Most home workouts move forward and back. Hips and knees often need side-to-side work too, and this circuit gives it plenty.

Run 3 rounds of:

  • Skater step or skater hop, 30 seconds
  • Lateral lunge, 10 per side
  • Bear crawl forward and back, 20 steps total
  • Rotational reach from a split stance, 8 per side
  • Curtsy lunge, 10 per side
  • Plank shoulder tap, 20 taps

This session asks your body to control force in different directions, which is where a lot of people get clumsy. The lateral lunge should feel like a sit-back into one hip. The bear crawl should stay low and slow. If the room is tight, cut the distances in half and keep the movement clean.

It’s a good one for people who play sports, but it’s not only for athletes. Anyone who sits a lot gets stiff from side-to-side weakness, and this is a tidy way to deal with that.

19. The Dumbbell Floor Hybrid

Need a session that feels like lifting, not boot camp? This is the one. It stays grounded, uses simple moves, and still covers the whole body.

The sequence

Do 4 rounds of:

  • Dumbbell floor press, 10 reps
  • Goblet squat, 12 reps
  • One-arm row, 10 reps per side
  • Glute bridge with dumbbell across the hips, 15 reps
  • Dead bug with light dumbbells or no weight, 8 reps per side
  • Dumbbell thruster, 8 reps

Rest 60 seconds between rounds. If you want the session to feel tougher, shorten the rest before you start piling on more weight.

The floor press keeps the shoulders in a friendly range. The row balances that with pulling. The squats and bridges take care of the lower body, and the thruster adds the little burst that pulls the whole thing together. If you’ve ever wanted a home workout that feels close to a compact gym session, this is probably the cleanest version.

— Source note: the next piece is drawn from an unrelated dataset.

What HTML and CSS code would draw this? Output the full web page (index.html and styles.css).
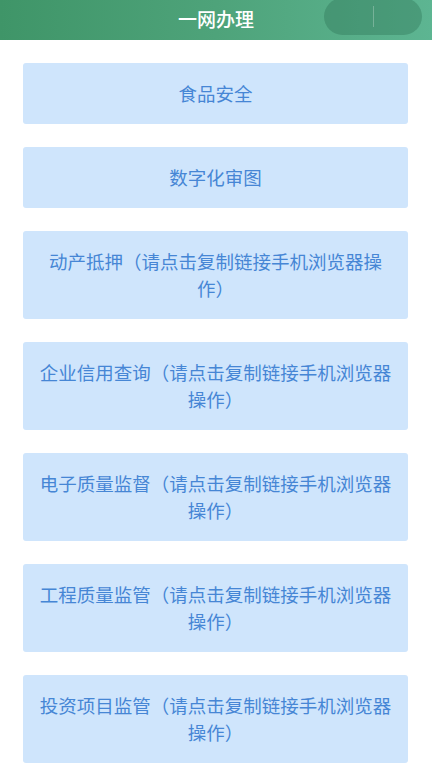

20. The 30-Minute Full-Body Reset for Recovery Days

Not every workout needs to leave you wrecked. Some days, the smartest move is to train hard enough to wake the body up, then stop before you dig a hole.

Spend 10 minutes on slow movement, 10 minutes on isometric holds, and 10 minutes on light mobility:

  • Cat-cow and thoracic rotations
  • Wall sit, 30 to 45 seconds
  • Split squat hold, 20 seconds per side
  • Forearm plank, 30 seconds
  • Glute bridge hold, 30 seconds
  • Bird dog hold, 20 seconds per side
  • Deep squat breathing or child’s pose

Hold the positions with steady breathing. That means no rushing, no bouncing, no trying to “win” recovery day. If your hips are tight, stay a little longer in the squat. If your back wants more ease, spend an extra round on the cat-cow.

This kind of session is worth keeping around because it helps you stay consistent when energy is low. And consistency beats drama. Most of the time, that’s the real win at home.